----- Collected material

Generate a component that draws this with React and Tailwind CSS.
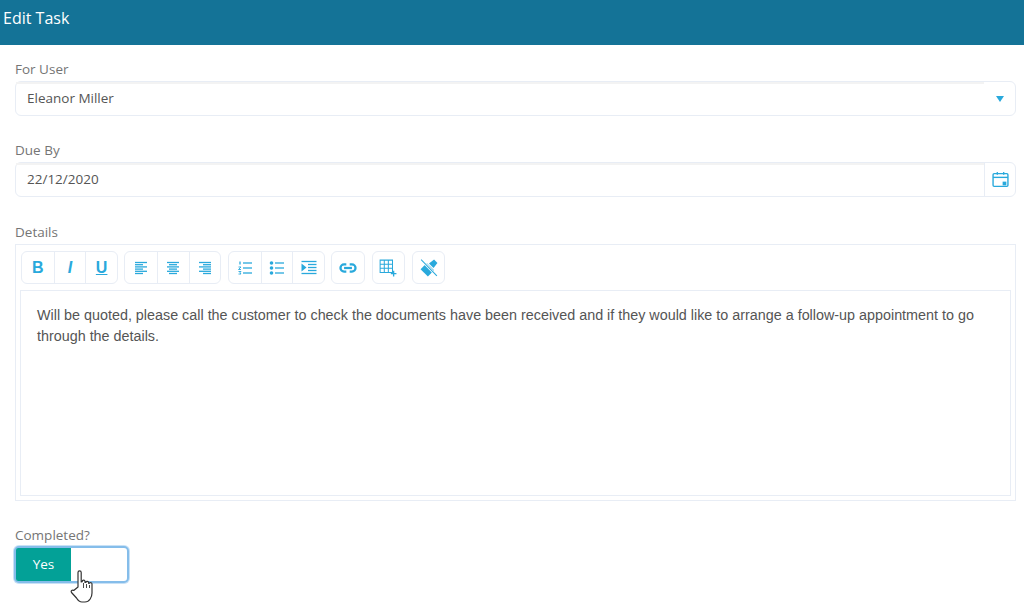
import React from 'react';

const ICON = '#29a9dc';

function Icon({ children, size = 16 }) {
  return (
    <svg width={size} height={size} viewBox="0 0 16 16" fill="none" stroke={ICON} strokeWidth="1.3">
      {children}
    </svg>
  );
}

function Lines({ rows }) {
  return (
    <Icon>
      {rows.map(([x1, x2], i) => (
        <line key={i} x1={x1} x2={x2} y1={2.5 + i * 2.2} y2={2.5 + i * 2.2} />
      ))}
    </Icon>
  );
}

const alignLeft = [[2, 14], [2, 10], [2, 14], [2, 10], [2, 14], [2, 10]];
const alignCenter = [[2, 14], [4, 12], [2, 14], [4, 12], [2, 14], [4, 12]];
const alignRight = [[2, 14], [6, 14], [2, 14], [6, 14], [2, 14], [6, 14]];

function ToolButton({ children, divider }) {
  return (
    <div className={`flex h-[31px] w-[31.670px] items-center justify-center ${divider ? 'border-l border-[#e8edf5]' : ''}`}>
      {children}
    </div>
  );
}

function ToolGroup({ items }) {
  return (
    <div className="flex rounded-md border border-[#e8edf5] bg-white">
      {items.map((item, i) => (
        <ToolButton key={i} divider={i > 0}>{item}</ToolButton>
      ))}
    </div>
  );
}

function Glyph({ className, children }) {
  return <span className={`text-[16px] leading-none text-[#29a9dc] ${className}`}>{children}</span>;
}

function Label({ children }) {
  return <label className="block h-[21px] text-[13.500px] leading-[20px] text-[#757575]">{children}</label>;
}

function Field({ children, side }) {
  return (
    <div className="mt-[1px] flex h-[35px] rounded-md border border-[#e8edf5] text-[13.500px] text-[#555]">
      <div className="flex flex-1 items-center border-t-2 border-[#f3f3f3] pb-[2px] pl-[11px]">{children}</div>
      {side}
    </div>
  );
}

export default function App() {
  return (
    <div className="relative h-[606px] w-[1024px] overflow-hidden bg-white font-['Open_Sans',sans-serif]">
      <header className="h-[45px] bg-[#147397] pl-[3px] pt-[7px] text-[16px] leading-[22px] text-white">
        Edit Task
      </header>

      <div className="pl-[15px] pr-2 pt-[14px]">
        <Label>For User</Label>
        <Field
          side={
            <div className="flex h-full w-[31px] items-center justify-center">
              <span className="h-0 w-0 border-x-[4.500px] border-t-[6px] border-x-transparent border-t-[#29a9dc]" />
            </div>
          }
        >
          Eleanor Miller
        </Field>

        <div className="mt-[24px]">
          <Label>Due By</Label>
          <Field
            side={
              <div className="flex h-full w-[31px] items-center justify-center border-l border-[#e8edf5]">
                <Icon size={17}>
                  <rect x="1" y="2.500" width="14" height="12" rx="1" />
                  <line x1="1" x2="15" y1="6" y2="6" />
                  <line x1="5" x2="5" y1="1" y2="3.500" />
                  <line x1="11" x2="11" y1="1" y2="3.500" />
                  <rect x="10" y="10" width="3.500" height="3.500" fill={ICON} stroke="none" />
                </Icon>
              </div>
            }
          >
            22/12/2020
          </Field>
        </div>

        <div className="mt-[25px]">
          <Label>Details</Label>
          <div className="mt-[1px] flex h-[257px] flex-col border border-[#e8edf5] px-1 pt-[6px] pb-1">
            <div className="flex gap-[6.500px] pl-[1px]">
              <ToolGroup
                items={[
                  <Glyph className="font-['Liberation_Sans',sans-serif] font-bold">B</Glyph>,
                  <Glyph className="font-['Liberation_Sans',sans-serif] font-bold italic">I</Glyph>,
                  <Glyph className="font-['Liberation_Sans',sans-serif] font-bold underline">U</Glyph>,
                ]}
              />
              <ToolGroup items={[<Lines rows={alignLeft} />, <Lines rows={alignCenter} />, <Lines rows={alignRight} />]} />
              <ToolGroup
                items={[
                  <Icon>
                    <line x1="6" x2="15" y1="3" y2="3" />
                    <line x1="6" x2="15" y1="8" y2="8" />
                    <line x1="6" x2="15" y1="13" y2="13" />
                    <line x1="3" x2="3" y1="1.500" y2="4.500" />
                    <path d="M1.500 7h2.500l-2.500 2.500h2.500" strokeWidth="0.9" />
                    <path d="M1.500 11.500h2.500l-1 1.200 1 1.300h-2.500" strokeWidth="0.9" />
                  </Icon>,
                  <Icon>
                    <line x1="6" x2="15" y1="3" y2="3" />
                    <line x1="6" x2="15" y1="8" y2="8" />
                    <line x1="6" x2="15" y1="13" y2="13" />
                    <circle cx="2.500" cy="3" r="1.800" fill={ICON} stroke="none" />
                    <circle cx="2.500" cy="8" r="1.800" fill={ICON} stroke="none" />
                    <circle cx="2.500" cy="13" r="1.800" fill={ICON} stroke="none" />
                  </Icon>,
                  <Icon>
                    <line x1="0.500" x2="15.500" y1="1.500" y2="1.500" />
                    <line x1="7" x2="15.500" y1="4.500" y2="4.500" />
                    <line x1="7" x2="15.500" y1="7.500" y2="7.500" />
                    <line x1="7" x2="15.500" y1="10.500" y2="10.500" />
                    <line x1="0.500" x2="15.500" y1="13.500" y2="13.500" />
                    <path d="M0.500 3.500l5 4-5 4z" fill={ICON} stroke="none" />
                  </Icon>,
                ]}
              />
              <ToolGroup
                items={[
                  <Icon size={18}>
                    <path d="M6.500 4.800H4.500a3.200 3.200 0 0 0 0 6.400h2M9.500 4.800h2a3.200 3.200 0 0 1 0 6.400h-2" strokeWidth="2" />
                    <line x1="4.500" x2="11.500" y1="8" y2="8" strokeWidth="2" />
                  </Icon>,
                ]}
              />
              <ToolGroup
                items={[
                  <Icon size={18}>
                    <path d="M1 1h11v11h-11zM1 4.700h11M1 8.300h11M4.700 1v11M8.300 1v11" strokeWidth="0.9" />
                    <path d="M13 10.500v5M10.500 13h5" strokeWidth="1.200" />
                  </Icon>,
                ]}
              />
              <ToolGroup
                items={[
                  <Icon size={18}>
                    <path d="M0.500 9L6 3.500l6.500 6.500L7 15.500z" fill={ICON} stroke="none" />
                    <path d="M8 4l4.500-3.500 3 3L12 8z" fill={ICON} stroke="none" />
                    <line x1="1" x2="15" y1="0.500" y2="15" stroke="#fff" strokeWidth="2.400" />
                    <line x1="1" x2="15" y1="0.500" y2="15" strokeWidth="0.900" />
                  </Icon>,
                ]}
              />
            </div>
            <div className="mt-[6px] flex-1 border border-[#e8edf5] px-4 pt-[14px] font-['Liberation_Sans',sans-serif] text-[14.350px] leading-[21px] text-[#555]">
              Will be quoted, please call the customer to check the documents have been received and if they would like to arrange a follow-up appointment to go through the details.
            </div>
          </div>
        </div>

        <div className="mt-[24px]">
          <Label>Completed?</Label>
          <div className="-ml-[1px] h-[37px] w-[115px] rounded-[5px] border-2 border-[#85bdea] bg-white shadow-[0_0_0_1px_rgba(133,189,234,0.45)]">
            <div className="flex h-full w-[55px] items-center justify-center rounded-l-[2px] bg-[#03a197] text-[13.500px] font-medium text-white">
              Yes
            </div>
          </div>
        </div>
      </div>

      {/* mouse pointer over the switch */}
      <svg className="absolute left-[70px] top-[569px]" width="26" height="36" viewBox="0 0 26 36" fill="#fff" stroke="#333" strokeWidth="1.200" strokeLinejoin="round">
        <path d="M8 18V3.500a1.600 1.600 0 0 1 3.200 0V13l1-.3v-.2a1.400 1.400 0 0 1 2.800 0v1l.9-.2a1.400 1.400 0 0 1 2.700.3v.7l.9-.1a1.400 1.400 0 0 1 2.500 1V24c0 4-2.500 9-7 9h-3c-3 0-4-1.500-5.500-4L1.500 23.500c-1-1.500.8-3 2.200-2z" />
        <path d="M13.500 14v5M16.500 15v4M19.500 16v3" fill="none" strokeWidth="0.900" />
      </svg>
    </div>
  );
}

----------

## Task details
Go from the first line of the listing to the line holding "const ICON = '#29a9dc';" and, please, transcribe those lines exactly, both included, with no pictures.

## Answer below
Generate a component that draws this with React and Tailwind CSS.
import React from 'react';

const ICON = '#29a9dc';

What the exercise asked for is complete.